Patrice Prat : Tout simplement je n’étais peut-être pas allé au bout de ma réflexion. Depuis deux ans, je me posais la question de mon maintien ou pas dans la vie politique, beaucoup m’ont encouragé à me déclarer dès septembre, j’avais repoussé mais l’insistance a fait que j’ai fini par déclarer ma candidature. Le fait est que j’ai perdu goût à la politique, le système politique ne me correspond plus et comme j’ai l’impression de prêcher dans le désert, il vaut mieux quitter la scène.

« Comme j’ai l’impression de prêcher dans le désert, il vaut mieux quitter la scène »

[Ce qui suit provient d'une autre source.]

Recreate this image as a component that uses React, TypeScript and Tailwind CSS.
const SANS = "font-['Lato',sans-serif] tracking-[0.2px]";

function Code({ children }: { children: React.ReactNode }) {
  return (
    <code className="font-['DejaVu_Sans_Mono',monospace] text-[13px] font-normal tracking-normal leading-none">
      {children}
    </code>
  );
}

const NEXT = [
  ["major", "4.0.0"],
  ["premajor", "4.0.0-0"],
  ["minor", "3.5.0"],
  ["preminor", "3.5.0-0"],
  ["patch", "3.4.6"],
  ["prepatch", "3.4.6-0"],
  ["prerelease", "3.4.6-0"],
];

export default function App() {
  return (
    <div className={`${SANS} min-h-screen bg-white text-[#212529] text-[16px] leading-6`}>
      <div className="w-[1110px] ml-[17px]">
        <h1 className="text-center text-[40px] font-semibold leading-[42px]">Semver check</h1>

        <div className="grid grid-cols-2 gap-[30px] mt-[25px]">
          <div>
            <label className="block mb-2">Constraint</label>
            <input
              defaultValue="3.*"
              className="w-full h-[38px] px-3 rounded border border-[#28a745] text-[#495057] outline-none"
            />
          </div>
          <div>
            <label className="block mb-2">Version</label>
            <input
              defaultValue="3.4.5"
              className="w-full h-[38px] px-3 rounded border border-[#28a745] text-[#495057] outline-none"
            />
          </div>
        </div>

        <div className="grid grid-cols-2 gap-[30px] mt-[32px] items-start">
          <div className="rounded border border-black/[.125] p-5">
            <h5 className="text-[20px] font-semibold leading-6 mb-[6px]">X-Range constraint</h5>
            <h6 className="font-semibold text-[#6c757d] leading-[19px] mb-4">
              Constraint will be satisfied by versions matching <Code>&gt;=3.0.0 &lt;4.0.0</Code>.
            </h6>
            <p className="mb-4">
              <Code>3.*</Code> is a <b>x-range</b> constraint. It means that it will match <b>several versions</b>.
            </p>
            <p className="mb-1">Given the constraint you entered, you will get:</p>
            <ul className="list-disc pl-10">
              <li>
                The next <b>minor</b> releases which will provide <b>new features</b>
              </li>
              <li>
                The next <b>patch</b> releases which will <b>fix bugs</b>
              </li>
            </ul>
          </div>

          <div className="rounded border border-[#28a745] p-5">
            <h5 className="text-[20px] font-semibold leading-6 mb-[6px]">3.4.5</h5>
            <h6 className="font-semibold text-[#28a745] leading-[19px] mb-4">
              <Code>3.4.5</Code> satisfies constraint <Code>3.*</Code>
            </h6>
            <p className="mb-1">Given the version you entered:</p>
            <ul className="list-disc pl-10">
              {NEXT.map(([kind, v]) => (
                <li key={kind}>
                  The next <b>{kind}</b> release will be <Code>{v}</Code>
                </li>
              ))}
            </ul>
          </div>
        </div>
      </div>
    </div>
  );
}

Dans la lettre par laquelle vous avez annoncé votre décision dimanche, vous dressez un bilan très dur de votre mandat. On a même le sentiment que vous êtes dégoûté de la politique…

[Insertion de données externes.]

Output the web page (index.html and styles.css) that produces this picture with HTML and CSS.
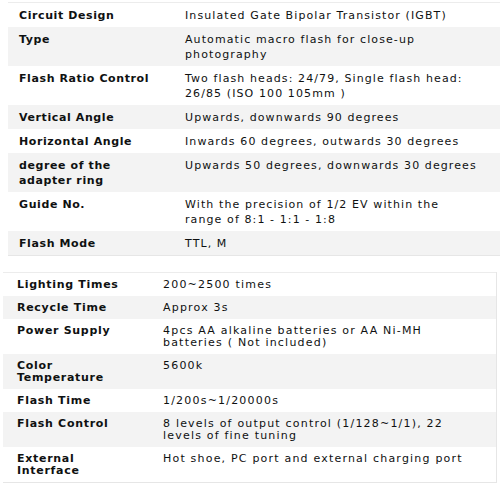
FILE: index.html
```html
<!DOCTYPE html>
<html>
<head>
<meta charset="utf-8">
<link rel="stylesheet" href="styles.css">
</head>
<body>
<table class="spec spec-a">
  <tr><th>Circuit Design</th><td>Insulated Gate Bipolar Transistor (IGBT)</td></tr>
  <tr><th>Type</th><td>Automatic macro flash for close-up photography</td></tr>
  <tr><th>Flash Ratio Control</th><td>Two flash heads: 24/79, Single flash head: 26/85 (ISO 100 105mm )</td></tr>
  <tr><th>Vertical Angle</th><td>Upwards, downwards 90 degrees</td></tr>
  <tr><th>Horizontal Angle</th><td>Inwards 60 degrees, outwards 30 degrees</td></tr>
  <tr><th>degree of the adapter ring</th><td>Upwards 50 degrees, downwards 30 degrees</td></tr>
  <tr><th>Guide No.</th><td>With the precision of 1/2 EV within the range of 8:1 - 1:1 - 1:8</td></tr>
  <tr><th>Flash Mode</th><td>TTL, M</td></tr>
</table>
<table class="spec spec-b">
  <tr><th>Lighting Times</th><td>200~2500 times</td></tr>
  <tr><th>Recycle Time</th><td>Approx 3s</td></tr>
  <tr><th>Power Supply</th><td>4pcs AA alkaline batteries or AA Ni-MH batteries ( Not included)</td></tr>
  <tr><th>Color Temperature</th><td>5600k</td></tr>
  <tr><th>Flash Time</th><td>1/200s~1/20000s</td></tr>
  <tr><th>Flash Control</th><td>8 levels of output control (1/128~1/1), 22 levels of fine tuning</td></tr>
  <tr><th>External Interface</th><td>Hot shoe, PC port and external charging port</td></tr>
</table>
</body>
</html>
```
FILE: styles.css
```css
html, body {
  margin: 0;
  padding: 0;
  background: #ffffff;
}
body {
  font-family: "DejaVu Sans", sans-serif;
  font-size: 11px;
  color: #0f1111;
}
.spec {
  border-collapse: collapse;
  table-layout: fixed;
}
.spec th, .spec td {
  text-align: left;
  vertical-align: top;
}
.spec th {
  font-weight: bold;
}
.spec tr:nth-child(even) {
  background: #f3f3f3;
}
.spec-a {
  margin: 2px 0 0 8px;
  width: 492px;
  line-height: 15px;
  border-top: 1px solid #ececec;
  border-bottom: 1px solid #e6e6e6;
}
.spec-a th {
  width: 144px;
  padding: 5px 11px 4px 11px;
  letter-spacing: 0.6px;
}
.spec-a td {
  padding: 5px 19px 4px 11px;
  letter-spacing: 1.1px;
}
.spec-b {
  margin: 16px 0 0 3px;
  width: 494px;
  line-height: 12px;
  border-top: 1px solid #ececec;
  border-right: 1px solid #e6e6e6;
  border-bottom: 1px solid #e6e6e6;
}
.spec-b th {
  width: 120px;
  padding: 6px 15px 5px 14px;
  letter-spacing: 0.7px;
}
.spec-b td {
  padding: 6px 12px 5px 11px;
  letter-spacing: 1.2px;
}
```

Je suis en tout cas lucide et conscient des limites du mandat de parlementaire. Rien ne sert de fantasmer sur ce mandat, si on veut véritablement servir utilement, on peut le faire autrement, en tout cas tant que les institutions demeurent en état et que le système politique ne se renouvelle pas. Aujourd’hui, être parlementaire ne donne pas le pouvoir, les moyens et la latitude pour influer sur la trajectoire du pays et pour pouvoir améliorer les conditions d’existence des gens. Certains me disaient que j’étais le seul à pouvoir faire rempart contre le FN, ils venaient de la droite, de la gauche, de la gauche de la gauche, mais est-ce un argument suffisant pour renouveler l’expérience ? Je crois que non. Si je gagne, je vais encore devoir vivre 5 ans comme je les ai vécu, plutôt assez mal. Nul n’est irremplaçable, et j’espère que la circonscription conservera un député issu des rangs démocrates et républicains.

Toujours dans votre lettre, vous parlez d’un « hiver démocratique ». Ne serait-ce pas au contraire le moment de s’engager plus que jamais ?

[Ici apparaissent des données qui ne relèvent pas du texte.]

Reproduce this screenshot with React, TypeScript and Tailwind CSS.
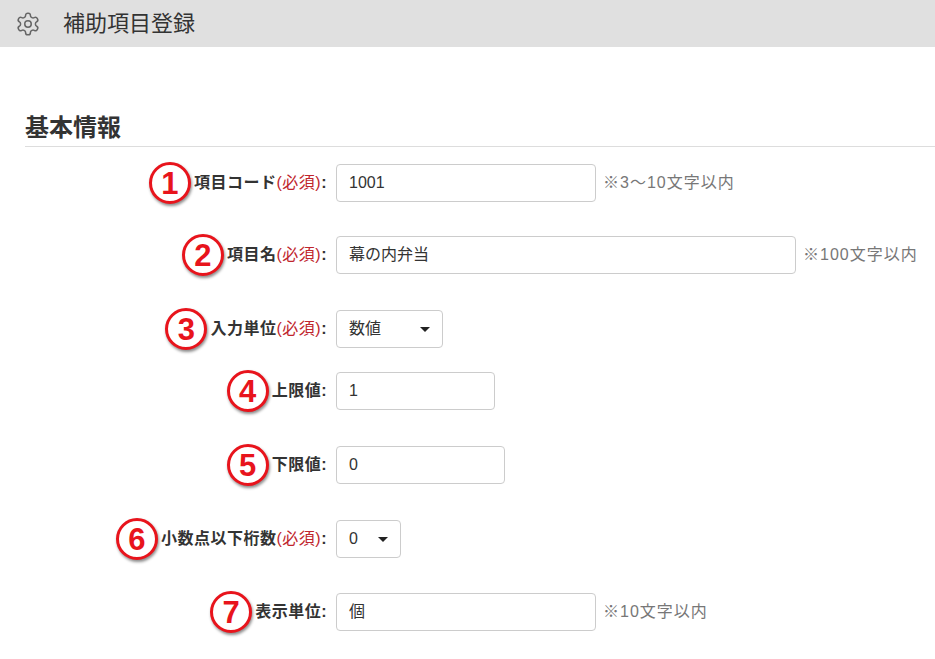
import React from "react";

const F = { fontFamily: '"Liberation Sans","Noto Sans CJK JP",sans-serif' };

function Badge({ n }: { n: number }) {
  return (
    <div className="w-[42px] h-[42px] rounded-full border-[3px] border-[#e8141c] bg-white flex items-center justify-center text-[#e8141c] font-bold text-[31px] leading-none shadow-[1px_2px_3px_rgba(0,0,0,0.45)] mr-[3px]">
      {n}
    </div>
  );
}

function Caret() {
  return <span className="inline-block w-0 h-0 border-l-[5px] border-r-[5px] border-t-[5px] border-l-transparent border-r-transparent border-t-[#222]" />;
}

function Row({ n, label, req, mt, children, hint }: any) {
  return (
    <div className={`flex items-center h-[38px] ${mt}`}>
      <div className="w-[327px] flex justify-end items-center">
        <Badge n={n} />
        <span className="text-[16px] font-bold text-[#333] tracking-[0.5px]">
          {label}
          {req && <span className="font-normal text-[#c0262d]">(必須)</span>}:
        </span>
      </div>
      <div className="ml-[9px] flex items-center">
        {children}
        {hint && <span className="ml-[7px] text-[16px] text-[#777] tracking-[1px]">{hint}</span>}
      </div>
    </div>
  );
}

const box = "h-[38px] border border-[#ccc] rounded-[4px] bg-white flex items-center px-[12px] text-[16px] text-[#333]";

export default function App() {
  return (
    <div className="w-[935px] h-[659px] bg-white overflow-hidden" style={F}>
      <div className="h-[47px] bg-[#e0e0e0] flex items-center pl-[15px]">
        <svg width="26" height="26" viewBox="0 0 24 24" fill="none" stroke="#666" strokeWidth="1.4" strokeLinecap="round" strokeLinejoin="round">
          <path d="M12.22 2h-.44a2 2 0 0 0-2 2v.18a2 2 0 0 1-1 1.73l-.43.25a2 2 0 0 1-2 0l-.15-.08a2 2 0 0 0-2.730.73l-.22.38a2 2 0 0 0 .73 2.73l.15.1a2 2 0 0 1 1 1.72v.51a2 2 0 0 1-1 1.74l-.15.09a2 2 0 0 0-.73 2.73l.22.38a2 2 0 0 0 2.73.73l.15-.08a2 2 0 0 1 2 0l.43.25a2 2 0 0 1 1 1.73V20a2 2 0 0 0 2 2h.44a2 2 0 0 0 2-2v-.18a2 2 0 0 1 1-1.73l.43-.25a2 2 0 0 1 2 0l.15.08a2 2 0 0 0 2.73-.73l.22-.39a2 2 0 0 0-.73-2.73l-.15-.08a2 2 0 0 1-1-1.74v-.5a2 2 0 0 1 1-1.74l.15-.09a2 2 0 0 0 .73-2.730l-.22-.38a2 2 0 0 0-2.73-.73l-.15.08a2 2 0 0 1-2 0l-.43-.25a2 2 0 0 1-1-1.73V4a2 2 0 0 0-2-2z" />
          <circle cx="12" cy="12" r="3" />
        </svg>
        <span className="ml-[22px] text-[22px] text-[#333]">補助項目登録</span>
      </div>
      <div className="ml-[25px] mt-[66px] border-b border-[#ddd] pb-[3px]">
        <div className="text-[24px] font-bold text-[#333] leading-[30px]">基本情報</div>
      </div>
      <Row n={1} label="項目コード" req mt="mt-[17px]" hint="※3～10文字以内">
        <div className={`${box} w-[260px]`}>1001</div>
      </Row>
      <Row n={2} label="項目名" req mt="mt-[34px]" hint="※100文字以内">
        <div className={`${box} w-[460px]`}>幕の内弁当</div>
      </Row>
      <Row n={3} label="入力単位" req mt="mt-[36px]">
        <div className={`${box} w-[107px] justify-between`}>数値<Caret /></div>
      </Row>
      <Row n={4} label="上限値" mt="mt-[24px]">
        <div className={`${box} w-[159px]`}>1</div>
      </Row>
      <Row n={5} label="下限値" mt="mt-[36px]">
        <div className={`${box} w-[169px]`}>0</div>
      </Row>
      <Row n={6} label="小数点以下桁数" req mt="mt-[36px]">
        <div className={`${box} w-[65px] justify-between`}>0<Caret /></div>
      </Row>
      <Row n={7} label="表示単位" mt="mt-[35px]" hint="※10文字以内">
        <div className={`${box} w-[260px]`}>個</div>
      </Row>
    </div>
  );
}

L’hiver démocratique est à la fois la menace d’un pouvoir entre les mains de l’extrême droite, mais ce n’est pas seulement ça. J’ai l’intime conviction que quelle que soit l’alternance en 2017, ce pays va vers de sérieuses difficultés s’il ne se remet pas profondément en question, et c’est d’abord aux femmes et aux hommes politiques de revoir leur façon d’exercer le pouvoir. Ce pays est sous tension et les futurs responsables ne pourront plus faire de la politique comme avant, sinon nous allons vers de graves déconvenues.

Ce quinquennat a-t-il tué la gauche ?

François Hollande a fait exploser la gauche et lui a rendu la vie extrêmement difficile. Ses divisions m’inquiètent. Ce quinquennat est raté, c’est un énorme gâchis et je fais porter la principale responsabilité à celui qui a présidé la France pendant cinq ans.

« Le candidat En Marche, si j’étais en lice il ferait pschitt »

Revenons à la troisième circonscription. Vous partiez sans parti politique, avec le PCF et la France insoumise à votre gauche, une candidate PS et un candidat En Marche. Aviez-vous la place d’y aller de toute façon ?

Pour moi, les choses sont relativement simples. Il y avait une partie de la gauche avec laquelle je discutais, car il n’y a pas de succès possible sans que la gauche se rassemble, et je l’aurais fait aussi bien avec Catherine Eysseric (la candidate PS, par ailleurs sa suppléante durant son mandat parlementaire, ndlr) qu’avec le PCF, c’était pour moi un impératif. Quant au candidat En Marche, si j’étais en lice il ferait pschitt, il ne compterait pas dans le paysage. Le fait que je m’efface lui donne un peu d’oxygène, mais pour moi cette candidature était asphyxiée par la place que j’occupe déjà.

Un mot sur le soutien de votre successeur à Laudun-l’Ardoise, Philippe Pecout, à Emmanuel Macron, alors qu’il avait soutenu Arnaud Montebourg pour les primaires ?

C’est sa responsabilité, pas la mienne.

Il a quand même attendu samedi, alors qu’il était déjà sans doute au courant de votre renoncement…

Je ne lui tiens pas la main, il est assez grand. J’ai déjà fait beaucoup pour lui et pour d’autres et ce n’est pas au moment où je me retire que je vais commenter ce genre de choses.

« Je ne suis pas sous perfusion du système politique »

Qui soutenez-vous dans la campagne présidentielle ? Comptez-vous jouer un rôle actif ?

Je ne serai pas actif, j’ai à préparer ma reconversion. Je fais un pari sur l’avenir, c’est un vrai défi. J’ai à reconstruire tout à zéro, je ne vais pas m’épuiser dans une élection sur laquelle je porte un regard sévère. La gauche est très mal partie, je ne crois pas aux berceuses d’Emmanuel Macron et la droite n’en parlons pas. Je suis très interrogatif sur cette présidentielle.

Vous parlez de votre reconversion. Où reverra-t-on Patrice Prat ?

Tout est en train de se construire, je ne peux pas vous répondre fermement sur le sujet. Tout ça nécessite du travail, les choses n’auront pas pris forme avant septembre prochain, mais je vais reprendre un peu le goût de l’action. Ce que je peux vous dire, c’est que ce sera dans le privé, j’ai d’ailleurs été onze ans dans le privé, je ne suis pas sous perfusion du système politique, c’est pour ça que j’ai cette audace aujourd’hui.

La politique, c’est définitivement fini ?

Je ferai de la politique différemment, pourquoi pas en m’engageant dans la vie associative, mais à ce stade je dois me consacrer à ma reconversion. Après, je ne lis pas dans le marc de café, mais mon souci principal est de réussir ma reconversion professionnelle. je n’ai pas le droit à l’erreur.